As with many other areas of tax, the foreign reporting tax reporting rules may be difficult to understand. However, a strict regime is in place and penalties for non-compliance are confiscatory – where failure to comply is considered to have been done “knowingly or under circumstances amounting to gross negligence”, a penalty equal to 5% of the cost of the foreign assets may be applied.  Since this penalty can be applied in each year of non-compliance, and with the effect of compound interest that is levied on the penalties, it is not uncommon for the potential penalties to equal or exceed the value of the foreign assets, where non-compliance has existed over a lengthy period of time.  In addition, if there has been intentional non-compliance with the foreign reporting tax rules, the result could be a criminal charge for tax evasion.

Until and unless the specific details of a particular case are made known, it is impossible to determine whether Canadian law has been complied with.
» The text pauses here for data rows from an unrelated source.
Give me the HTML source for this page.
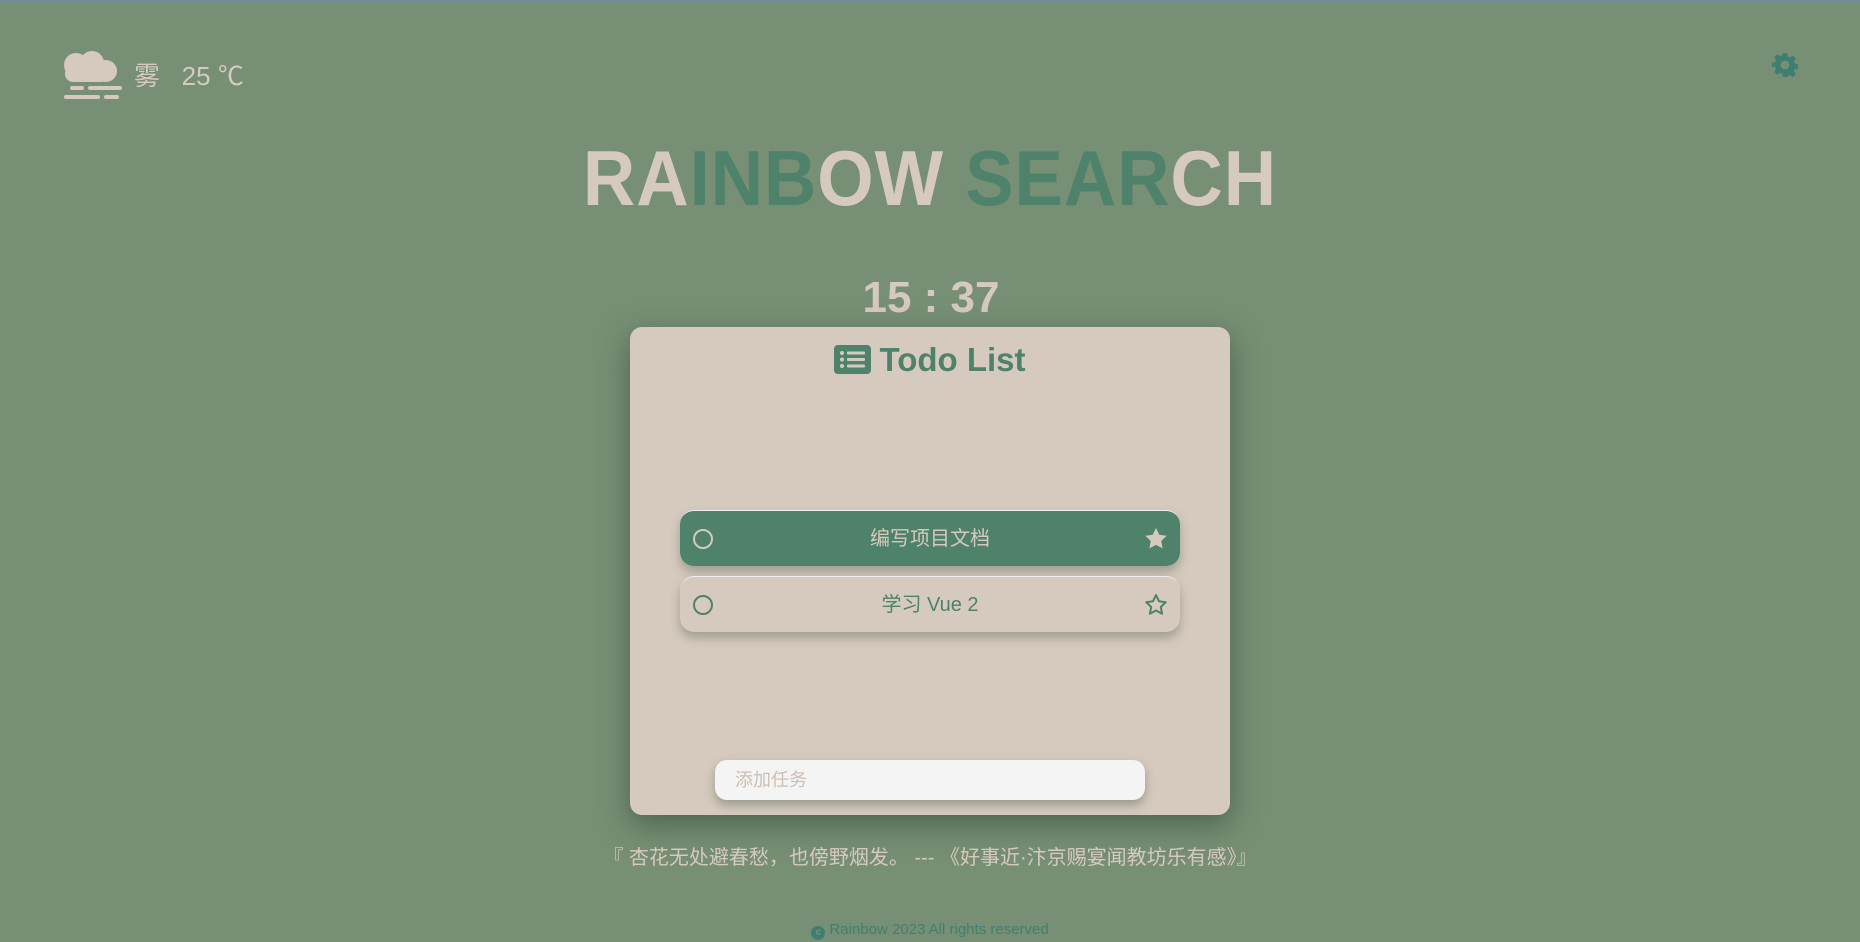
<!DOCTYPE html>
<html><head><meta charset="utf-8"><style>
*{margin:0;padding:0;box-sizing:border-box}
html,body{width:1860px;height:942px;overflow:hidden;background:#778f75;font-family:"Liberation Sans","Noto Sans CJK SC",sans-serif;position:relative}
body{border-top:1px solid #6e8aa0}
.abs{position:absolute}
.weather{left:134px;top:55px;font-size:26px;color:#d6c9bd;white-space:nowrap}
.logo{left:520px;top:135px;width:820px;text-align:center;font-size:78px;font-weight:bold;color:#d6c9bd;letter-spacing:1px;transform:scaleX(0.93);font-family:"Liberation Sans",sans-serif;line-height:84px;white-space:nowrap}
.g{color:#4f826a}
.time{left:780px;top:272px;width:302px;text-align:center;font-size:44px;font-weight:bold;color:#d6c9bd}
.card{left:630px;top:326px;width:600px;height:488px;background:#d6cabe;border-radius:12px;box-shadow:0 10px 30px rgba(40,55,40,.5)}
.title{left:0;top:14px;width:600px;text-align:center;font-size:33px;font-weight:bold;color:#4f826a}
.item{left:50px;width:500px;height:56px;border-radius:14px;font-size:20px;text-align:center;line-height:56px;box-shadow:0 6px 10px rgba(60,80,60,.35);border-top:1px solid #eee}
.i1{top:183px;background:#4f826a;color:#d6c9bd}
.i2{top:249px;background:#d6cabe;color:#4f826a}
.circ{position:absolute;left:13px;top:18px;width:20px;height:20px;border-radius:50%;border:2px solid currentColor}
.star{position:absolute;right:12px;top:16px}
.input{left:85px;top:433px;width:430px;height:40px;background:#f4f4f4;border-radius:12px;box-shadow:0 5px 10px rgba(60,80,60,.4);font-size:18px;color:#cdbfb3;line-height:40px;padding-left:20px}
.quote{left:0;top:840px;width:1860px;text-align:center;font-size:20px;color:#d6c9bd}
.foot{left:0;top:920px;width:1860px;text-align:center;font-size:15px;color:#3f7f73}
</style></head><body>
<svg class="abs" style="left:62px;top:50px" width="64" height="52" viewBox="0 0 64 52">
<g fill="#d6c9bd"><circle cx="14" cy="14" r="12"/><circle cx="30" cy="12" r="12"/><circle cx="44" cy="20" r="11"/><rect x="3" y="14" width="44" height="17" rx="8"/>
<rect x="8" y="35" width="14" height="4" rx="2"/><rect x="26" y="35" width="34" height="4" rx="2"/><rect x="2" y="44" width="36" height="4" rx="2"/><rect x="42" y="44" width="15" height="4" rx="2"/></g></svg>
<div class="abs weather">雾&nbsp;&nbsp; 25 ℃</div>
<svg class="abs" style="left:1772px;top:51px" width="26" height="26" viewBox="0 0 24 24"><path fill="#3f7f73" d="M10 1h4l.6 3 2 1 2.6-1.7 2.8 2.8L20.3 8.7l.8 2 2.9.6v4l-2.9.6-.8 2 1.7 2.6-2.8 2.8-2.6-1.7-2 .8L14 23h-4l-.6-2.8-2-.8-2.6 1.7-2.8-2.8 1.7-2.6-.8-2L0 14v-4l2.9-.6.8-2L2 4.8 4.8 2l2.6 1.7 2-1zM12 8a4 4 0 100 8 4 4 0 000-8z"/></svg>
<div class="abs logo">RA<span class="g">INB</span>OW <span class="g">SEAR</span>CH</div>
<div class="abs time">15 : 37</div>
<div class="abs card">
 <div class="abs title"><svg width="37" height="29" viewBox="0 0 37 29" style="vertical-align:-3px;margin-right:8px"><rect width="37" height="29" rx="4" fill="#4f826a"/><g fill="#d6c9bd"><circle cx="8" cy="8" r="2"/><circle cx="8" cy="14.5" r="2"/><circle cx="8" cy="21" r="2"/><rect x="13" y="6.5" width="18" height="3" rx="1"/><rect x="13" y="13" width="18" height="3" rx="1"/><rect x="13" y="19.5" width="18" height="3" rx="1"/></g></svg>Todo List</div>
 <div class="abs item i1"><span class="circ"></span>编写项目文档<svg class="star" width="24" height="23" viewBox="0 0 24 23"><path fill="#d6c9bd" d="M12 1l3.3 6.8 7.4 1-5.4 5.2 1.3 7.4L12 17.9l-6.6 3.5 1.3-7.4L1.3 8.8l7.4-1z"/></svg></div>
 <div class="abs item i2"><span class="circ"></span>学习 Vue 2<svg class="star" width="24" height="23" viewBox="0 0 24 23"><path fill="none" stroke="#4f826a" stroke-width="2" stroke-linejoin="round" d="M12 2l3 6.3 6.8.9-5 4.8 1.3 6.8L12 17.5l-6.1 3.3 1.3-6.8-5-4.8 6.8-.9z"/></svg></div>
 <div class="abs input">添加任务</div>
</div>
<div class="abs quote">『 杏花无处避春愁，也傍野烟发。 --- 《好事近·汴京赐宴闻教坊乐有感》』</div>
<div class="abs foot"><span style="display:inline-block;width:14px;height:14px;border-radius:50%;background:#3f7f73;color:#778f75;font-size:10px;line-height:14px;font-weight:bold;vertical-align:-1px">c</span> Rainbow 2023 All rights reserved</div>
</body></html>
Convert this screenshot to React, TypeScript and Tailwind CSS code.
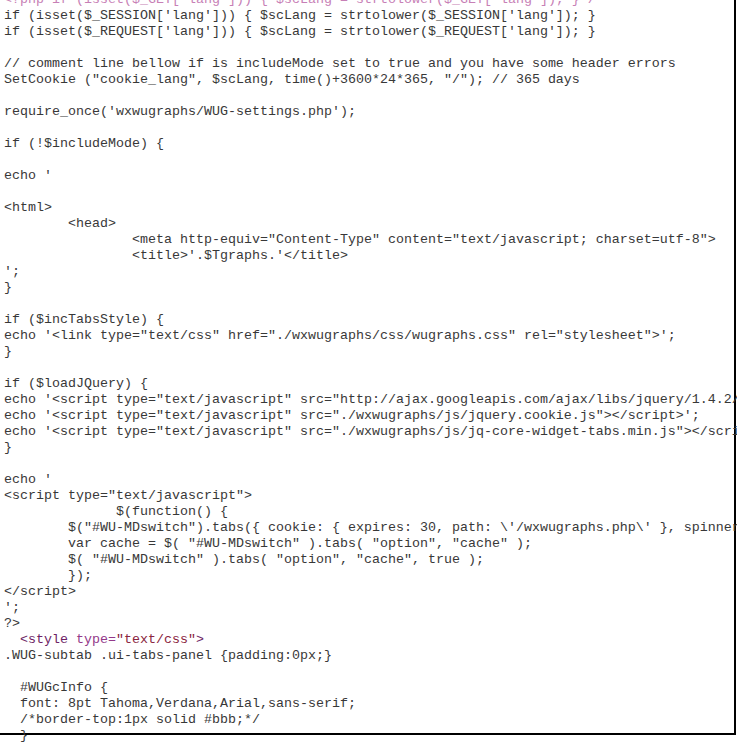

Therefore, it is imperative to understand that the “secrets” of the “hundreds of Canadians” whose private information has been leaked may not be a secret to the CRA at all.  The CRA is not at liberty to disclose personal taxpayer information to the media, to inquisitive Senators, or anyone else.  To its great credit, the CRA has an excellent record keeping taxpayer information in confidence, and those who would have it otherwise should be careful what they wish for.

If CRA comes into possession of some or all of the data and if it then takes steps to reassess or prosecute, the merits of the reassessment or prosecutions will be determined by the courts. The policy question of what measures should be available to Canadians to lawfully minimize the amount of tax owing is quite separate from whether any laws have been broken. One must hope that the  chorus of protest that we  heard  last week will abate long enough for there to be recognition given to the fact that at least some of the people in question might have done nothing more than doing what Canadian law permits.